Write the records below out again exactly as given, with no images.

# Start of MATERIAL PROVIDED

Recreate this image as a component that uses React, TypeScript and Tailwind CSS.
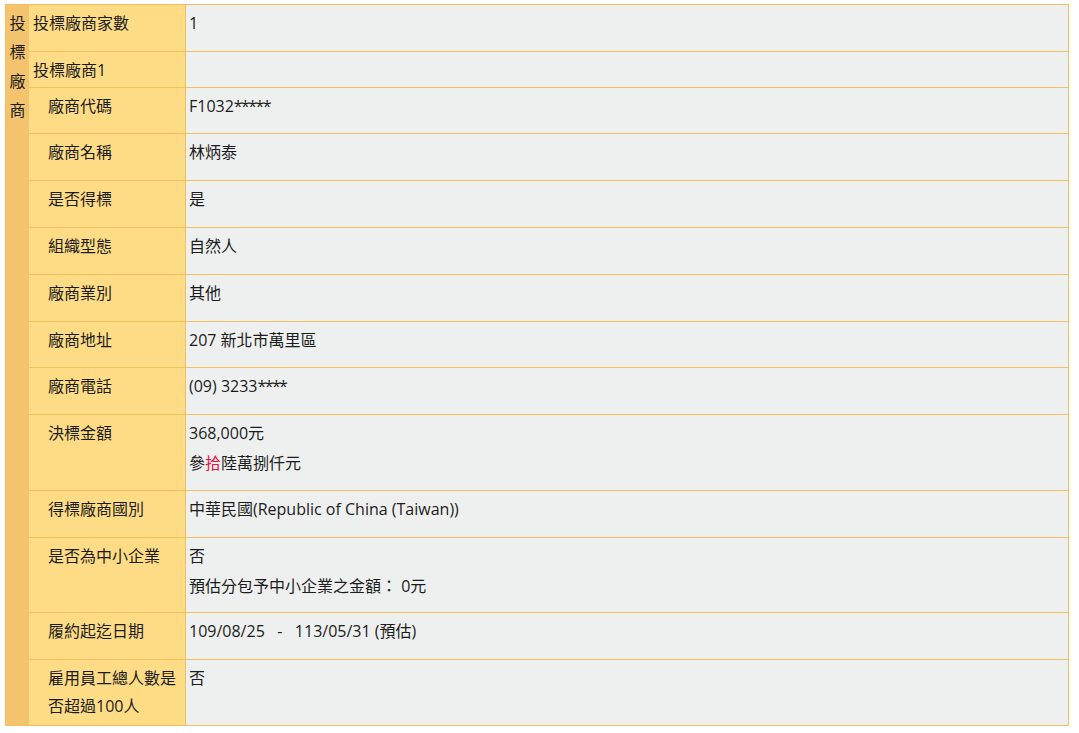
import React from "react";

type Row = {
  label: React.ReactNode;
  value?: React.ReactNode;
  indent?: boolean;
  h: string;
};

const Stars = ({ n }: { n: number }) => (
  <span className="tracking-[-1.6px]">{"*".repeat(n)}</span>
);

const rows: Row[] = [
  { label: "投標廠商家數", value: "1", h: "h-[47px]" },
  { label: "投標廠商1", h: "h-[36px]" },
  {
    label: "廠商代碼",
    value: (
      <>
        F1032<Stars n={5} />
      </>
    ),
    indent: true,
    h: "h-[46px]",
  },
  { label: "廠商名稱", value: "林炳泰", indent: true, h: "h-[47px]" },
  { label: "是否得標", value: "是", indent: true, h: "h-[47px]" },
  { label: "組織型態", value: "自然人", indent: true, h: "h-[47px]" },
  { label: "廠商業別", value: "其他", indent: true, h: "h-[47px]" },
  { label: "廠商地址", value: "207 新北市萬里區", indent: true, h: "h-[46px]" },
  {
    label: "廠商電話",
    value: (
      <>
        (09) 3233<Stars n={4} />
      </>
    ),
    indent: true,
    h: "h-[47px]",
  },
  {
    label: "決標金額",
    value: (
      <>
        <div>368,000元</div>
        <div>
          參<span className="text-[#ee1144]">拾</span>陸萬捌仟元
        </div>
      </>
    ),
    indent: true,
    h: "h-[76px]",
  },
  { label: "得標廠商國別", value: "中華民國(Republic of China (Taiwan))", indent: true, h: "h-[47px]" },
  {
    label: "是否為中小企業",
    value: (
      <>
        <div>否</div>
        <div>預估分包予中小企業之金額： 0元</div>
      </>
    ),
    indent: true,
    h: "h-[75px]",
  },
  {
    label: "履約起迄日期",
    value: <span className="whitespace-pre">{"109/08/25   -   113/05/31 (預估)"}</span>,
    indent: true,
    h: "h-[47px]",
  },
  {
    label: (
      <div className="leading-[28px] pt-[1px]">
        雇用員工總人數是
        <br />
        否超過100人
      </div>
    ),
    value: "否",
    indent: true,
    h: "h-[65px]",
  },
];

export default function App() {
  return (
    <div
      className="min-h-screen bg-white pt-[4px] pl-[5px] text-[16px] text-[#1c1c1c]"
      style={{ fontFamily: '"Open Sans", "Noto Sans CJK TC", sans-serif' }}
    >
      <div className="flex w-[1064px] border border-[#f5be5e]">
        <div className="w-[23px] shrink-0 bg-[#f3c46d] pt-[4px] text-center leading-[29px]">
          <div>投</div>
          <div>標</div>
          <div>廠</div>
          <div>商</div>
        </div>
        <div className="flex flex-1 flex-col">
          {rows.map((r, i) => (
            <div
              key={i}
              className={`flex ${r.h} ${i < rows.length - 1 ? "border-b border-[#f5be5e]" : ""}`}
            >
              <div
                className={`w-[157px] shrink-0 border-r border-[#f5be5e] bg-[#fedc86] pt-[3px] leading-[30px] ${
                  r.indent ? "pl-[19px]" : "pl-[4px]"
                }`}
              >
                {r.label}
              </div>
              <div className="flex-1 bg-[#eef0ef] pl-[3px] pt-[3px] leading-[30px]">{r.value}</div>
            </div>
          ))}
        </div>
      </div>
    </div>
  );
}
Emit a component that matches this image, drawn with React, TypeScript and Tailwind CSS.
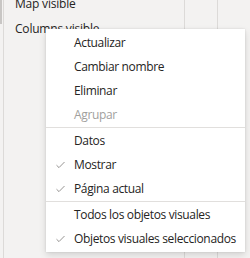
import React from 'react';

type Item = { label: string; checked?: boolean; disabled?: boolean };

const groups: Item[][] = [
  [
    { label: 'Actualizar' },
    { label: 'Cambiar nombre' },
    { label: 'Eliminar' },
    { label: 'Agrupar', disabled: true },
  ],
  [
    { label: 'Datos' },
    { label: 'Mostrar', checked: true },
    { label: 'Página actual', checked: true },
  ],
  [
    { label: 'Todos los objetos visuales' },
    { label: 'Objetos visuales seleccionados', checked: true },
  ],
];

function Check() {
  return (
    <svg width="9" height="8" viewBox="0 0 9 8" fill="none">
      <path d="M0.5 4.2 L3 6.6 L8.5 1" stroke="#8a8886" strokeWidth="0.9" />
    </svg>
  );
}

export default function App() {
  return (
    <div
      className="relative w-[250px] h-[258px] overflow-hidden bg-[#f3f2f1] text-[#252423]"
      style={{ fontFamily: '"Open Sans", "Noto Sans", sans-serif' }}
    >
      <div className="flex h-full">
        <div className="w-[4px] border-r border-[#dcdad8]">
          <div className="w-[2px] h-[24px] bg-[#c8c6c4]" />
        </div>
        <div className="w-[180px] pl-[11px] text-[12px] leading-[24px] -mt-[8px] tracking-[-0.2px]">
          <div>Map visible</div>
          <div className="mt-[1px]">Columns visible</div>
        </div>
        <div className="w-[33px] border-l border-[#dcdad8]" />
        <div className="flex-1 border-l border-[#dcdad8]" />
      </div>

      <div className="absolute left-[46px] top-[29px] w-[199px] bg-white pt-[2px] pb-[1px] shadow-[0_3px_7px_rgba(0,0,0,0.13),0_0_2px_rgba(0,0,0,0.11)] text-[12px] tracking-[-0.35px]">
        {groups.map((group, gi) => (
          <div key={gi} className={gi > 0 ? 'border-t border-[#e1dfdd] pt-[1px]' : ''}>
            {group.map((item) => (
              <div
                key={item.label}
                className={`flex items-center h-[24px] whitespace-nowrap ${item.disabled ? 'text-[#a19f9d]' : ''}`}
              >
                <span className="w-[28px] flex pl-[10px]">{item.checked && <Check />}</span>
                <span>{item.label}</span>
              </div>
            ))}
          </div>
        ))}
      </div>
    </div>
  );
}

# End of MATERIAL PROVIDED

## SOLUTION TO THIS PROBLEM
Recreate this image as a component that uses React, TypeScript and Tailwind CSS.
import React from "react";

type Row = {
  label: React.ReactNode;
  value?: React.ReactNode;
  indent?: boolean;
  h: string;
};

const Stars = ({ n }: { n: number }) => (
  <span className="tracking-[-1.6px]">{"*".repeat(n)}</span>
);

const rows: Row[] = [
  { label: "投標廠商家數", value: "1", h: "h-[47px]" },
  { label: "投標廠商1", h: "h-[36px]" },
  {
    label: "廠商代碼",
    value: (
      <>
        F1032<Stars n={5} />
      </>
    ),
    indent: true,
    h: "h-[46px]",
  },
  { label: "廠商名稱", value: "林炳泰", indent: true, h: "h-[47px]" },
  { label: "是否得標", value: "是", indent: true, h: "h-[47px]" },
  { label: "組織型態", value: "自然人", indent: true, h: "h-[47px]" },
  { label: "廠商業別", value: "其他", indent: true, h: "h-[47px]" },
  { label: "廠商地址", value: "207 新北市萬里區", indent: true, h: "h-[46px]" },
  {
    label: "廠商電話",
    value: (
      <>
        (09) 3233<Stars n={4} />
      </>
    ),
    indent: true,
    h: "h-[47px]",
  },
  {
    label: "決標金額",
    value: (
      <>
        <div>368,000元</div>
        <div>
          參<span className="text-[#ee1144]">拾</span>陸萬捌仟元
        </div>
      </>
    ),
    indent: true,
    h: "h-[76px]",
  },
  { label: "得標廠商國別", value: "中華民國(Republic of China (Taiwan))", indent: true, h: "h-[47px]" },
  {
    label: "是否為中小企業",
    value: (
      <>
        <div>否</div>
        <div>預估分包予中小企業之金額： 0元</div>
      </>
    ),
    indent: true,
    h: "h-[75px]",
  },
  {
    label: "履約起迄日期",
    value: <span className="whitespace-pre">{"109/08/25   -   113/05/31 (預估)"}</span>,
    indent: true,
    h: "h-[47px]",
  },
  {
    label: (
      <div className="leading-[28px] pt-[1px]">
        雇用員工總人數是
        <br />
        否超過100人
      </div>
    ),
    value: "否",
    indent: true,
    h: "h-[65px]",
  },
];

export default function App() {
  return (
    <div
      className="min-h-screen bg-white pt-[4px] pl-[5px] text-[16px] text-[#1c1c1c]"
      style={{ fontFamily: '"Open Sans", "Noto Sans CJK TC", sans-serif' }}
    >
      <div className="flex w-[1064px] border border-[#f5be5e]">
        <div className="w-[23px] shrink-0 bg-[#f3c46d] pt-[4px] text-center leading-[29px]">
          <div>投</div>
          <div>標</div>
          <div>廠</div>
          <div>商</div>
        </div>
        <div className="flex flex-1 flex-col">
          {rows.map((r, i) => (
            <div
              key={i}
              className={`flex ${r.h} ${i < rows.length - 1 ? "border-b border-[#f5be5e]" : ""}`}
            >
              <div
                className={`w-[157px] shrink-0 border-r border-[#f5be5e] bg-[#fedc86] pt-[3px] leading-[30px] ${
                  r.indent ? "pl-[19px]" : "pl-[4px]"
                }`}
              >
                {r.label}
              </div>
              <div className="flex-1 bg-[#eef0ef] pl-[3px] pt-[3px] leading-[30px]">{r.value}</div>
            </div>
          ))}
        </div>
      </div>
    </div>
  );
}
Emit a component that matches this image, drawn with React, TypeScript and Tailwind CSS.
import React from 'react';

type Item = { label: string; checked?: boolean; disabled?: boolean };

const groups: Item[][] = [
  [
    { label: 'Actualizar' },
    { label: 'Cambiar nombre' },
    { label: 'Eliminar' },
    { label: 'Agrupar', disabled: true },
  ],
  [
    { label: 'Datos' },
    { label: 'Mostrar', checked: true },
    { label: 'Página actual', checked: true },
  ],
  [
    { label: 'Todos los objetos visuales' },
    { label: 'Objetos visuales seleccionados', checked: true },
  ],
];

function Check() {
  return (
    <svg width="9" height="8" viewBox="0 0 9 8" fill="none">
      <path d="M0.5 4.2 L3 6.6 L8.5 1" stroke="#8a8886" strokeWidth="0.9" />
    </svg>
  );
}

export default function App() {
  return (
    <div
      className="relative w-[250px] h-[258px] overflow-hidden bg-[#f3f2f1] text-[#252423]"
      style={{ fontFamily: '"Open Sans", "Noto Sans", sans-serif' }}
    >
      <div className="flex h-full">
        <div className="w-[4px] border-r border-[#dcdad8]">
          <div className="w-[2px] h-[24px] bg-[#c8c6c4]" />
        </div>
        <div className="w-[180px] pl-[11px] text-[12px] leading-[24px] -mt-[8px] tracking-[-0.2px]">
          <div>Map visible</div>
          <div className="mt-[1px]">Columns visible</div>
        </div>
        <div className="w-[33px] border-l border-[#dcdad8]" />
        <div className="flex-1 border-l border-[#dcdad8]" />
      </div>

      <div className="absolute left-[46px] top-[29px] w-[199px] bg-white pt-[2px] pb-[1px] shadow-[0_3px_7px_rgba(0,0,0,0.13),0_0_2px_rgba(0,0,0,0.11)] text-[12px] tracking-[-0.35px]">
        {groups.map((group, gi) => (
          <div key={gi} className={gi > 0 ? 'border-t border-[#e1dfdd] pt-[1px]' : ''}>
            {group.map((item) => (
              <div
                key={item.label}
                className={`flex items-center h-[24px] whitespace-nowrap ${item.disabled ? 'text-[#a19f9d]' : ''}`}
              >
                <span className="w-[28px] flex pl-[10px]">{item.checked && <Check />}</span>
                <span>{item.label}</span>
              </div>
            ))}
          </div>
        ))}
      </div>
    </div>
  );
}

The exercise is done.